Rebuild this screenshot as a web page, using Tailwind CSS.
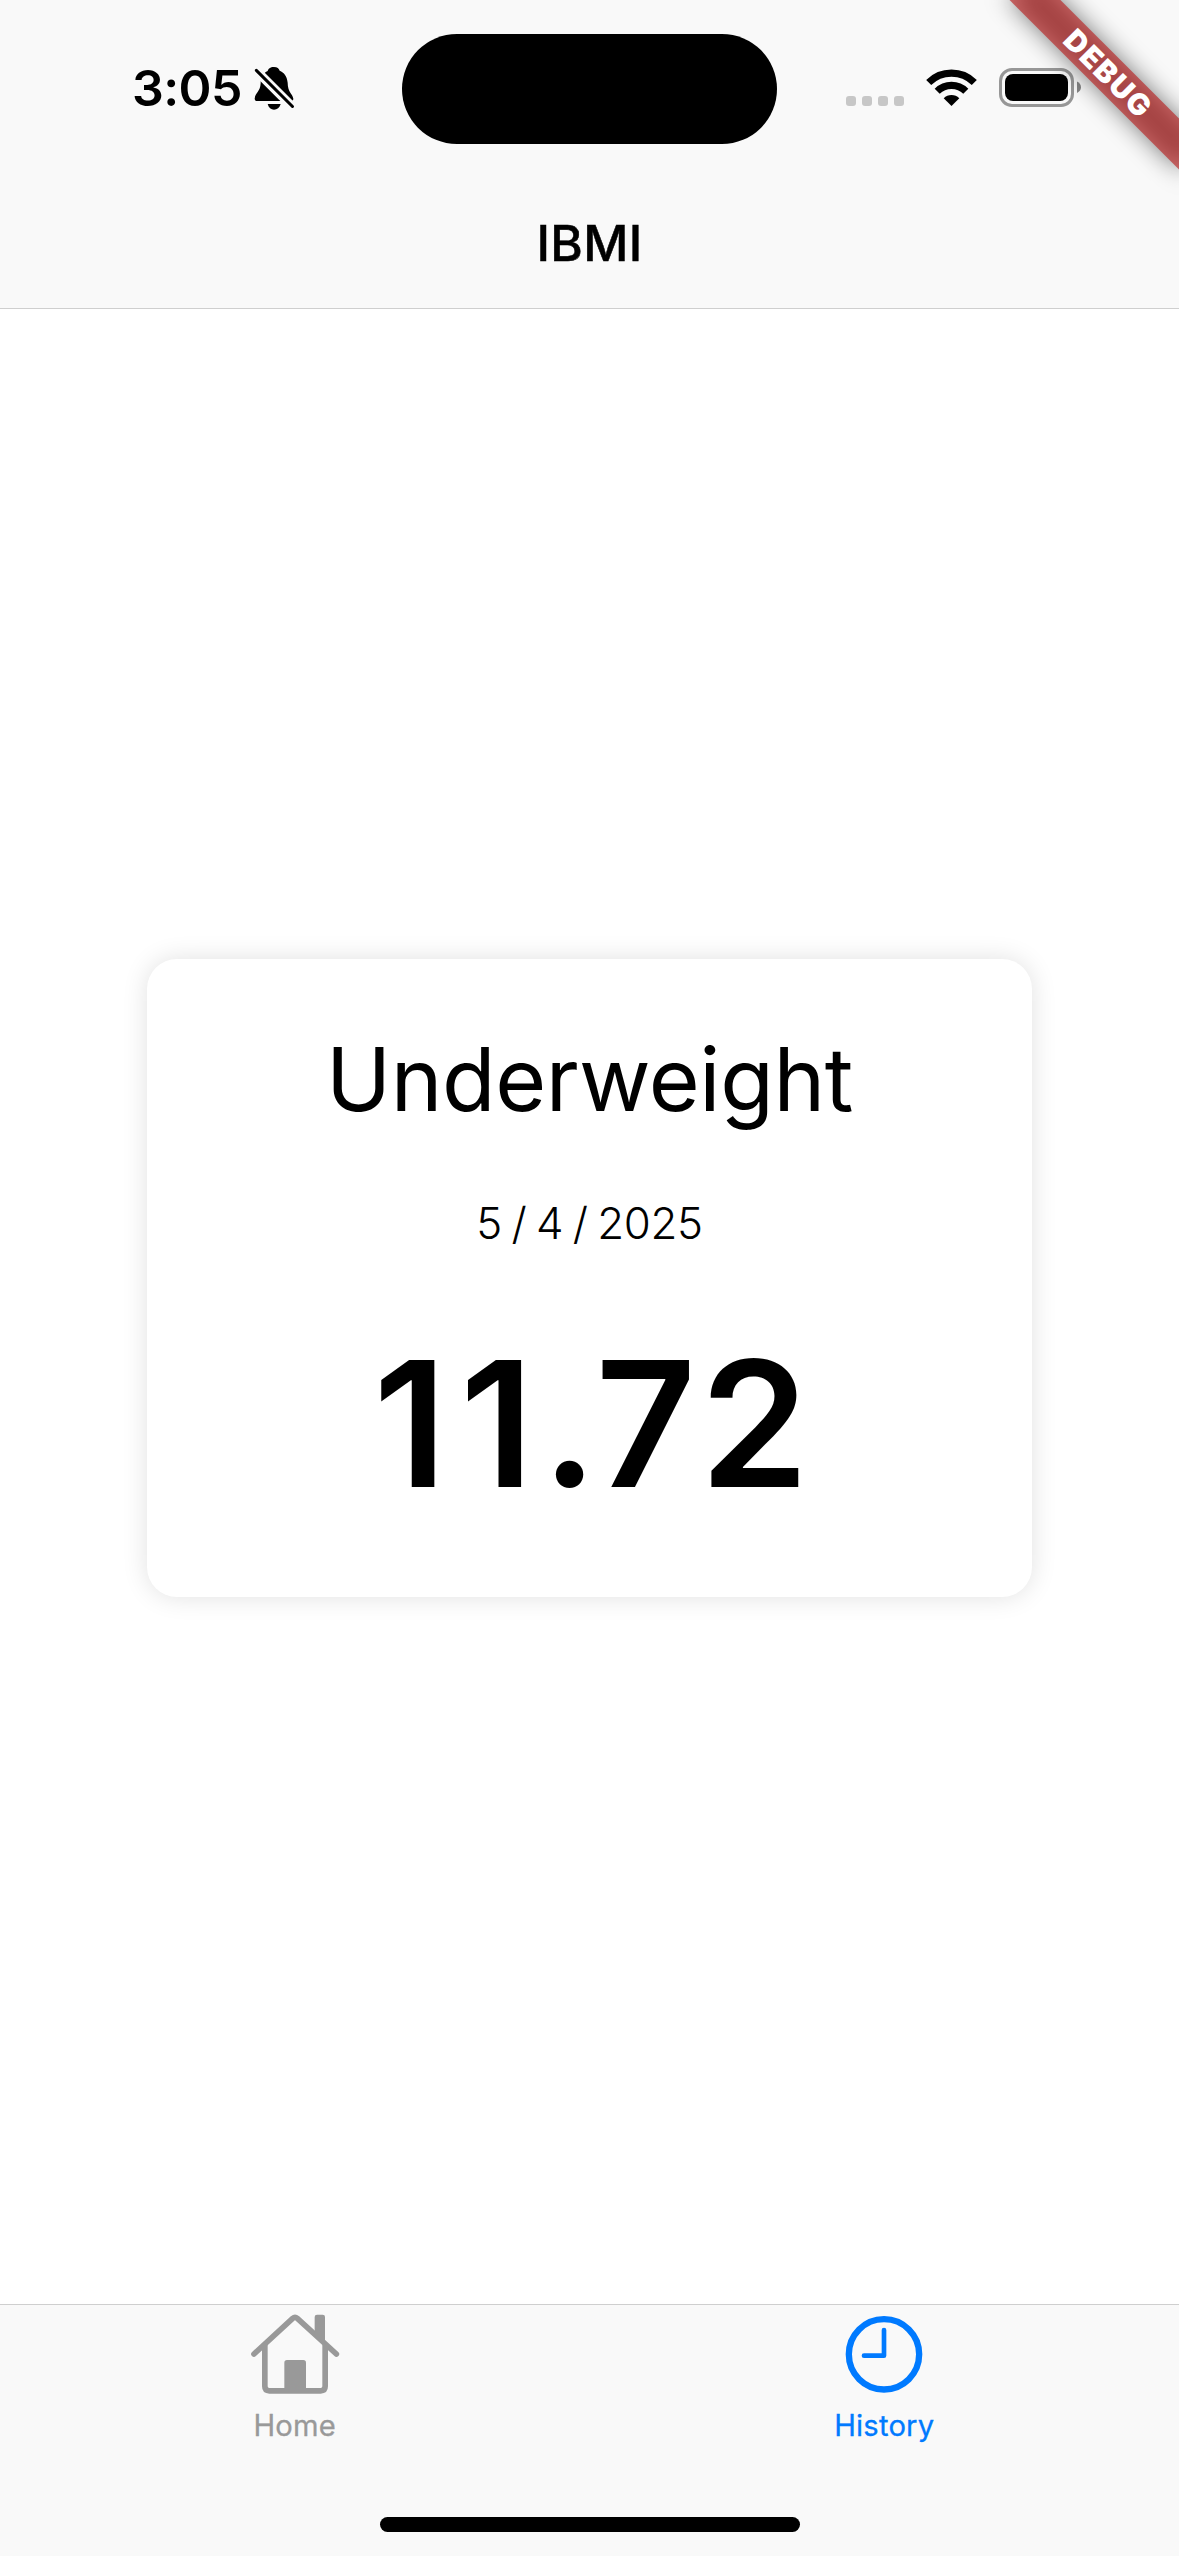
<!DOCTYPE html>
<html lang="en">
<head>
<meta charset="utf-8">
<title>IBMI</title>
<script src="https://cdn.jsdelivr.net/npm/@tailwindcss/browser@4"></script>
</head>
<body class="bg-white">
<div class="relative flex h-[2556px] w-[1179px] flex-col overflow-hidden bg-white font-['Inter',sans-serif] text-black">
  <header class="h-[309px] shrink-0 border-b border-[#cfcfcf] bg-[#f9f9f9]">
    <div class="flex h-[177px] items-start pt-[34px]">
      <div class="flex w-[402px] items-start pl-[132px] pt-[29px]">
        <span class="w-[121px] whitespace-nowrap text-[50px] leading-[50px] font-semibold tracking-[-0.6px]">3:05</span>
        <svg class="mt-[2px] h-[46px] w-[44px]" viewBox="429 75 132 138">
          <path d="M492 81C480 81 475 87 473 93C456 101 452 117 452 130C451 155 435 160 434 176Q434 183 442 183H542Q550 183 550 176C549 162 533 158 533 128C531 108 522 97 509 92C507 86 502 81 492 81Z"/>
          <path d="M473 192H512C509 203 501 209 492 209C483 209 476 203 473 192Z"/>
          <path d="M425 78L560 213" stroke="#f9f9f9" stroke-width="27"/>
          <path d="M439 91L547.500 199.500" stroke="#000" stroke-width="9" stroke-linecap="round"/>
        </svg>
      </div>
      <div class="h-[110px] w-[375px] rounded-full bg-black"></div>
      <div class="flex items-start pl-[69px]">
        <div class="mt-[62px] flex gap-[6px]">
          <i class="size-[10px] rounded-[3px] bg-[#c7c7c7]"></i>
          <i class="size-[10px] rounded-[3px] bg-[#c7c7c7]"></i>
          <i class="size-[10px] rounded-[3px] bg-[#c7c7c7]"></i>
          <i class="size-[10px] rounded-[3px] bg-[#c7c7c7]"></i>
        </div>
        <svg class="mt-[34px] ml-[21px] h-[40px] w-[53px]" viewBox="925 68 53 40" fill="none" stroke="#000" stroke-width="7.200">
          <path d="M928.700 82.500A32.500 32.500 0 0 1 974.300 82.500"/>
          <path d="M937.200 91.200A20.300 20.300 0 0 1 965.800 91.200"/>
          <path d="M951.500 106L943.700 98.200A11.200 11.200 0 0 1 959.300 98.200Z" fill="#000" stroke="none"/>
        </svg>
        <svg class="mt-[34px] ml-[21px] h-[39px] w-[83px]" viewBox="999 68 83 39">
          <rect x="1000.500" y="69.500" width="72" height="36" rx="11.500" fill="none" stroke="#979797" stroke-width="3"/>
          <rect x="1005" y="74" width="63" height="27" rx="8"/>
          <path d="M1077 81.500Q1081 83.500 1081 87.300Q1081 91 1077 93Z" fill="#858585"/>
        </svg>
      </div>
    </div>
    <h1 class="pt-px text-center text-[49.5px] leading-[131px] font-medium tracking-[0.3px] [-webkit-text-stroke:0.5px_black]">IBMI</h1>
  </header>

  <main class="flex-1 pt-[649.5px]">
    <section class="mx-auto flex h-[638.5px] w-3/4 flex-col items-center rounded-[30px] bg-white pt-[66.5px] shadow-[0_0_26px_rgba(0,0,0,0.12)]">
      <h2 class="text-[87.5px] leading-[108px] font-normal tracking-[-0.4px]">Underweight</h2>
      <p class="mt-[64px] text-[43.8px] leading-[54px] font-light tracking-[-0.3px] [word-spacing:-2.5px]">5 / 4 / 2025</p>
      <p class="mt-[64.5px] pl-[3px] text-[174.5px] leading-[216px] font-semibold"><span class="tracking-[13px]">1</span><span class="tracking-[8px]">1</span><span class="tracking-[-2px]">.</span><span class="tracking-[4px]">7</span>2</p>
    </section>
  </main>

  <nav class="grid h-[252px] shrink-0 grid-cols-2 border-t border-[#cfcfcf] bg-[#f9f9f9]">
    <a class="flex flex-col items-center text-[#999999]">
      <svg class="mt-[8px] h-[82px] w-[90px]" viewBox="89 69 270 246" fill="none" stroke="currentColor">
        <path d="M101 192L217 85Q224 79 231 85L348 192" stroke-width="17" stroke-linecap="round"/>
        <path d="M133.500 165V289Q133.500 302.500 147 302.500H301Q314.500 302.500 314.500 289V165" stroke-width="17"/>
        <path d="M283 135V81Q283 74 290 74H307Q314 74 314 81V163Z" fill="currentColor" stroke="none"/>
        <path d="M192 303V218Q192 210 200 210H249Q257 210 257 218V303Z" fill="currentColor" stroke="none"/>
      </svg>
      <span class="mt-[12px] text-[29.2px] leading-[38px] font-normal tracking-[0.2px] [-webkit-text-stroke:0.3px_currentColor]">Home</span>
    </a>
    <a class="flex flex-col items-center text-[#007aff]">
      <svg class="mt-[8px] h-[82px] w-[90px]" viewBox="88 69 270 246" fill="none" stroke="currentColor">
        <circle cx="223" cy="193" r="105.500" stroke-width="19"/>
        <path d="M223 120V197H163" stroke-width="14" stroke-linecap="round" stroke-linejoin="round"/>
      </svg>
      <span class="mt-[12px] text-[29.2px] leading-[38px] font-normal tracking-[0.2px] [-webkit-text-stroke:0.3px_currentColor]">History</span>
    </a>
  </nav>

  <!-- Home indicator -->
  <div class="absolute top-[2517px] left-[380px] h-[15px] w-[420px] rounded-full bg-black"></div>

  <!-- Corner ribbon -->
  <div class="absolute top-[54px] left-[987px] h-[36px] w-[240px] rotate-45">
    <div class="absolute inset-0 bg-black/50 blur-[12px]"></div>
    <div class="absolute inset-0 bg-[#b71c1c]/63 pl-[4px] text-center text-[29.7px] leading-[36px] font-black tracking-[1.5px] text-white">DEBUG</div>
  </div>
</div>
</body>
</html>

----

◆ **What is expected**: From the material above, reproduce everything verbatim except the pictures.

◆ **Answer to the problem**:
Rebuild this screenshot as a web page, using Tailwind CSS.
<!DOCTYPE html>
<html lang="en">
<head>
<meta charset="utf-8">
<title>IBMI</title>
<script src="https://cdn.jsdelivr.net/npm/@tailwindcss/browser@4"></script>
</head>
<body class="bg-white">
<div class="relative flex h-[2556px] w-[1179px] flex-col overflow-hidden bg-white font-['Inter',sans-serif] text-black">
  <header class="h-[309px] shrink-0 border-b border-[#cfcfcf] bg-[#f9f9f9]">
    <div class="flex h-[177px] items-start pt-[34px]">
      <div class="flex w-[402px] items-start pl-[132px] pt-[29px]">
        <span class="w-[121px] whitespace-nowrap text-[50px] leading-[50px] font-semibold tracking-[-0.6px]">3:05</span>
        <svg class="mt-[2px] h-[46px] w-[44px]" viewBox="429 75 132 138">
          <path d="M492 81C480 81 475 87 473 93C456 101 452 117 452 130C451 155 435 160 434 176Q434 183 442 183H542Q550 183 550 176C549 162 533 158 533 128C531 108 522 97 509 92C507 86 502 81 492 81Z"/>
          <path d="M473 192H512C509 203 501 209 492 209C483 209 476 203 473 192Z"/>
          <path d="M425 78L560 213" stroke="#f9f9f9" stroke-width="27"/>
          <path d="M439 91L547.500 199.500" stroke="#000" stroke-width="9" stroke-linecap="round"/>
        </svg>
      </div>
      <div class="h-[110px] w-[375px] rounded-full bg-black"></div>
      <div class="flex items-start pl-[69px]">
        <div class="mt-[62px] flex gap-[6px]">
          <i class="size-[10px] rounded-[3px] bg-[#c7c7c7]"></i>
          <i class="size-[10px] rounded-[3px] bg-[#c7c7c7]"></i>
          <i class="size-[10px] rounded-[3px] bg-[#c7c7c7]"></i>
          <i class="size-[10px] rounded-[3px] bg-[#c7c7c7]"></i>
        </div>
        <svg class="mt-[34px] ml-[21px] h-[40px] w-[53px]" viewBox="925 68 53 40" fill="none" stroke="#000" stroke-width="7.200">
          <path d="M928.700 82.500A32.500 32.500 0 0 1 974.300 82.500"/>
          <path d="M937.200 91.200A20.300 20.300 0 0 1 965.800 91.200"/>
          <path d="M951.500 106L943.700 98.200A11.200 11.200 0 0 1 959.300 98.200Z" fill="#000" stroke="none"/>
        </svg>
        <svg class="mt-[34px] ml-[21px] h-[39px] w-[83px]" viewBox="999 68 83 39">
          <rect x="1000.500" y="69.500" width="72" height="36" rx="11.500" fill="none" stroke="#979797" stroke-width="3"/>
          <rect x="1005" y="74" width="63" height="27" rx="8"/>
          <path d="M1077 81.500Q1081 83.500 1081 87.300Q1081 91 1077 93Z" fill="#858585"/>
        </svg>
      </div>
    </div>
    <h1 class="pt-px text-center text-[49.5px] leading-[131px] font-medium tracking-[0.3px] [-webkit-text-stroke:0.5px_black]">IBMI</h1>
  </header>

  <main class="flex-1 pt-[649.5px]">
    <section class="mx-auto flex h-[638.5px] w-3/4 flex-col items-center rounded-[30px] bg-white pt-[66.5px] shadow-[0_0_26px_rgba(0,0,0,0.12)]">
      <h2 class="text-[87.5px] leading-[108px] font-normal tracking-[-0.4px]">Underweight</h2>
      <p class="mt-[64px] text-[43.8px] leading-[54px] font-light tracking-[-0.3px] [word-spacing:-2.5px]">5 / 4 / 2025</p>
      <p class="mt-[64.5px] pl-[3px] text-[174.5px] leading-[216px] font-semibold"><span class="tracking-[13px]">1</span><span class="tracking-[8px]">1</span><span class="tracking-[-2px]">.</span><span class="tracking-[4px]">7</span>2</p>
    </section>
  </main>

  <nav class="grid h-[252px] shrink-0 grid-cols-2 border-t border-[#cfcfcf] bg-[#f9f9f9]">
    <a class="flex flex-col items-center text-[#999999]">
      <svg class="mt-[8px] h-[82px] w-[90px]" viewBox="89 69 270 246" fill="none" stroke="currentColor">
        <path d="M101 192L217 85Q224 79 231 85L348 192" stroke-width="17" stroke-linecap="round"/>
        <path d="M133.500 165V289Q133.500 302.500 147 302.500H301Q314.500 302.500 314.500 289V165" stroke-width="17"/>
        <path d="M283 135V81Q283 74 290 74H307Q314 74 314 81V163Z" fill="currentColor" stroke="none"/>
        <path d="M192 303V218Q192 210 200 210H249Q257 210 257 218V303Z" fill="currentColor" stroke="none"/>
      </svg>
      <span class="mt-[12px] text-[29.2px] leading-[38px] font-normal tracking-[0.2px] [-webkit-text-stroke:0.3px_currentColor]">Home</span>
    </a>
    <a class="flex flex-col items-center text-[#007aff]">
      <svg class="mt-[8px] h-[82px] w-[90px]" viewBox="88 69 270 246" fill="none" stroke="currentColor">
        <circle cx="223" cy="193" r="105.500" stroke-width="19"/>
        <path d="M223 120V197H163" stroke-width="14" stroke-linecap="round" stroke-linejoin="round"/>
      </svg>
      <span class="mt-[12px] text-[29.2px] leading-[38px] font-normal tracking-[0.2px] [-webkit-text-stroke:0.3px_currentColor]">History</span>
    </a>
  </nav>

  <!-- Home indicator -->
  <div class="absolute top-[2517px] left-[380px] h-[15px] w-[420px] rounded-full bg-black"></div>

  <!-- Corner ribbon -->
  <div class="absolute top-[54px] left-[987px] h-[36px] w-[240px] rotate-45">
    <div class="absolute inset-0 bg-black/50 blur-[12px]"></div>
    <div class="absolute inset-0 bg-[#b71c1c]/63 pl-[4px] text-center text-[29.7px] leading-[36px] font-black tracking-[1.5px] text-white">DEBUG</div>
  </div>
</div>
</body>
</html>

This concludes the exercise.